Give the number of lines in the data that hold the string "React". Nothing else is needed.

Start Information supplied

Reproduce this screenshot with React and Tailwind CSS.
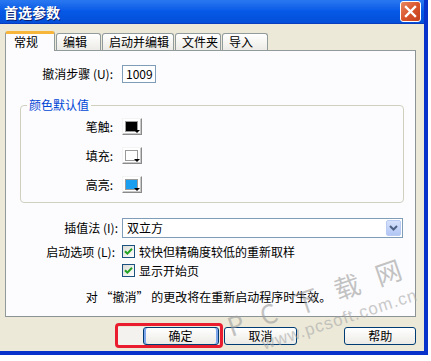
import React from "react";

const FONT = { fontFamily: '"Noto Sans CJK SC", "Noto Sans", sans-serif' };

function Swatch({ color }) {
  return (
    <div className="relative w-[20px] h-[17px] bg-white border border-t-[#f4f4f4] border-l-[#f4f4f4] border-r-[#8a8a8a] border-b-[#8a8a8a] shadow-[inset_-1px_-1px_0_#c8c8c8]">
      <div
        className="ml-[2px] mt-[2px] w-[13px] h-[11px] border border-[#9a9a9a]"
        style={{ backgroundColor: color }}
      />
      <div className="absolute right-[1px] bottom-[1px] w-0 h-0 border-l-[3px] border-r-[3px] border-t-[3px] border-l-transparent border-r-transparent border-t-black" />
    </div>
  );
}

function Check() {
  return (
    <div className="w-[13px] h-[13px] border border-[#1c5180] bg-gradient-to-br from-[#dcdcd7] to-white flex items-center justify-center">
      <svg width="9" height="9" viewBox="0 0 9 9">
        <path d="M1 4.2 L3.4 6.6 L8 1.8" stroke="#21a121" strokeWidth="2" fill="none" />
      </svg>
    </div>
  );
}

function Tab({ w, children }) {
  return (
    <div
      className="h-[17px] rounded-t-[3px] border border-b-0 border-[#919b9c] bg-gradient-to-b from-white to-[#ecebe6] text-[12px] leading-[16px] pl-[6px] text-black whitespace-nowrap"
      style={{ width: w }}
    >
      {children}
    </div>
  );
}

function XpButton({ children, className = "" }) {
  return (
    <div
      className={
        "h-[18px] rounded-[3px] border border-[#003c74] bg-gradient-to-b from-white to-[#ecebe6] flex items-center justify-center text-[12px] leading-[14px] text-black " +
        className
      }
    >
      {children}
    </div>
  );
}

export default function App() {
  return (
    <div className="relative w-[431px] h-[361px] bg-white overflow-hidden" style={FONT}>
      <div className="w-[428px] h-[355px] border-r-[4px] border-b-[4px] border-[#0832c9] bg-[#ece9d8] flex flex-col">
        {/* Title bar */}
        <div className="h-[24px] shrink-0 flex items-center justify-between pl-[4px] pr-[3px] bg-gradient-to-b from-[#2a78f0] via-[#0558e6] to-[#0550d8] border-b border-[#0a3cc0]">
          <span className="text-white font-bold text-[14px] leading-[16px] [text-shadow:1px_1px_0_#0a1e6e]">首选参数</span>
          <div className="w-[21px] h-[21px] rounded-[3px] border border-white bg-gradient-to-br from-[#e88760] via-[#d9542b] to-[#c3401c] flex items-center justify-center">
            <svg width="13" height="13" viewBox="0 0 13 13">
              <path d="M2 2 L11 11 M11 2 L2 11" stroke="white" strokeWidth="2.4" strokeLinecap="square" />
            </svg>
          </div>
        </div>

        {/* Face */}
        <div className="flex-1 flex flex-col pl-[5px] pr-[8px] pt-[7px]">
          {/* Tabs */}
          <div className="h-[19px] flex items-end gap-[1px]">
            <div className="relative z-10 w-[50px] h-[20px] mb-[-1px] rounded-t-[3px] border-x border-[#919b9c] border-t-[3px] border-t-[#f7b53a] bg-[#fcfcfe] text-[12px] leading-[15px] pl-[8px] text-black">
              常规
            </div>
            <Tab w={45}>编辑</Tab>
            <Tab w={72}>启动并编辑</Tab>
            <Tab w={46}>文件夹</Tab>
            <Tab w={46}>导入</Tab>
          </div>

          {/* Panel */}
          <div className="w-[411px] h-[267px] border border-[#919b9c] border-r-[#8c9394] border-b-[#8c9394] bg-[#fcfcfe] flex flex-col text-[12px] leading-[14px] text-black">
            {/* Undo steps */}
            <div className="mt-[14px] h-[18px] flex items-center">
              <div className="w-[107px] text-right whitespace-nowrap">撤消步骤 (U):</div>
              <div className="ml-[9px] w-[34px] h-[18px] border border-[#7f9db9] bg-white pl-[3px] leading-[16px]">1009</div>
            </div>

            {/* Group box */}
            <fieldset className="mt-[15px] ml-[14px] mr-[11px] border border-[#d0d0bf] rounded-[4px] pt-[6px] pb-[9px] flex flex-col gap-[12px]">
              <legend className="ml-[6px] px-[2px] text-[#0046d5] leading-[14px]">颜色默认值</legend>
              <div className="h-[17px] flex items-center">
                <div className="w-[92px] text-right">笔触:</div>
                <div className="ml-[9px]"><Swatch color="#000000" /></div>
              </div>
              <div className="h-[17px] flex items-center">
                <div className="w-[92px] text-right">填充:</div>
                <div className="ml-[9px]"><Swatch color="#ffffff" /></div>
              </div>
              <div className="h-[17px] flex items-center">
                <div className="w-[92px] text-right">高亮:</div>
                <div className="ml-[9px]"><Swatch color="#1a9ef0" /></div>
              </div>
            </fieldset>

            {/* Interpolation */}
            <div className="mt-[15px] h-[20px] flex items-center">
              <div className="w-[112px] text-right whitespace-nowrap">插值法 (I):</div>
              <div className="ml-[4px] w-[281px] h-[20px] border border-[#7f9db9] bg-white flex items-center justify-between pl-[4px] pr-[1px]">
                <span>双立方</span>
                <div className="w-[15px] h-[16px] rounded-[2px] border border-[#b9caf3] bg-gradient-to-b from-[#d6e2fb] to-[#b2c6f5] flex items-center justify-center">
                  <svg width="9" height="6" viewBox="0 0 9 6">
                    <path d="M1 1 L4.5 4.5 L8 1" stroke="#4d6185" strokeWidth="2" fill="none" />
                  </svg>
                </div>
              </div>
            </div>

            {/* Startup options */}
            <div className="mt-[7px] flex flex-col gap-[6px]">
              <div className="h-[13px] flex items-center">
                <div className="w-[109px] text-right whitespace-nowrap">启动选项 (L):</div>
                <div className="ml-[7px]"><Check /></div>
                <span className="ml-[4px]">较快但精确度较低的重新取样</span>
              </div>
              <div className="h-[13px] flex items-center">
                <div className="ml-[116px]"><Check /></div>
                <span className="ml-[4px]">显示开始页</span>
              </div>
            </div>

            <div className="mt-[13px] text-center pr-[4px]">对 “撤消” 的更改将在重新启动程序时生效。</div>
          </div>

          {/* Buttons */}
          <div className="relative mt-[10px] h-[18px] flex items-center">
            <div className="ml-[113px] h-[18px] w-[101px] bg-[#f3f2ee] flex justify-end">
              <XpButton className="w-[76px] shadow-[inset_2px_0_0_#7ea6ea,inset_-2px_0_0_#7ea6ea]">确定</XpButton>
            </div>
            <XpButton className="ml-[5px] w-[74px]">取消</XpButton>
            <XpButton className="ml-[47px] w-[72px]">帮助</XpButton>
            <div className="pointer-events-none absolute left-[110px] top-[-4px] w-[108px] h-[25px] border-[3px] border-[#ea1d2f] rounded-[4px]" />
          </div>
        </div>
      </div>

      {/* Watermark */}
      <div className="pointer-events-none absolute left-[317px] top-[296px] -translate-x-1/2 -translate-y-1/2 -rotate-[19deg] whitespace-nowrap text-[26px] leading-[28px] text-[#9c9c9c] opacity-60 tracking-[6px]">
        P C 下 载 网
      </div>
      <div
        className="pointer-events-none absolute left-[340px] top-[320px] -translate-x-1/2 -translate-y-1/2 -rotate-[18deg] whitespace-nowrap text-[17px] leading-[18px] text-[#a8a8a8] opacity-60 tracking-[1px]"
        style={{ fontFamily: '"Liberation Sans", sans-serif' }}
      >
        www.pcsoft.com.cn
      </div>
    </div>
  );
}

End Information supplied

__Answer__. 2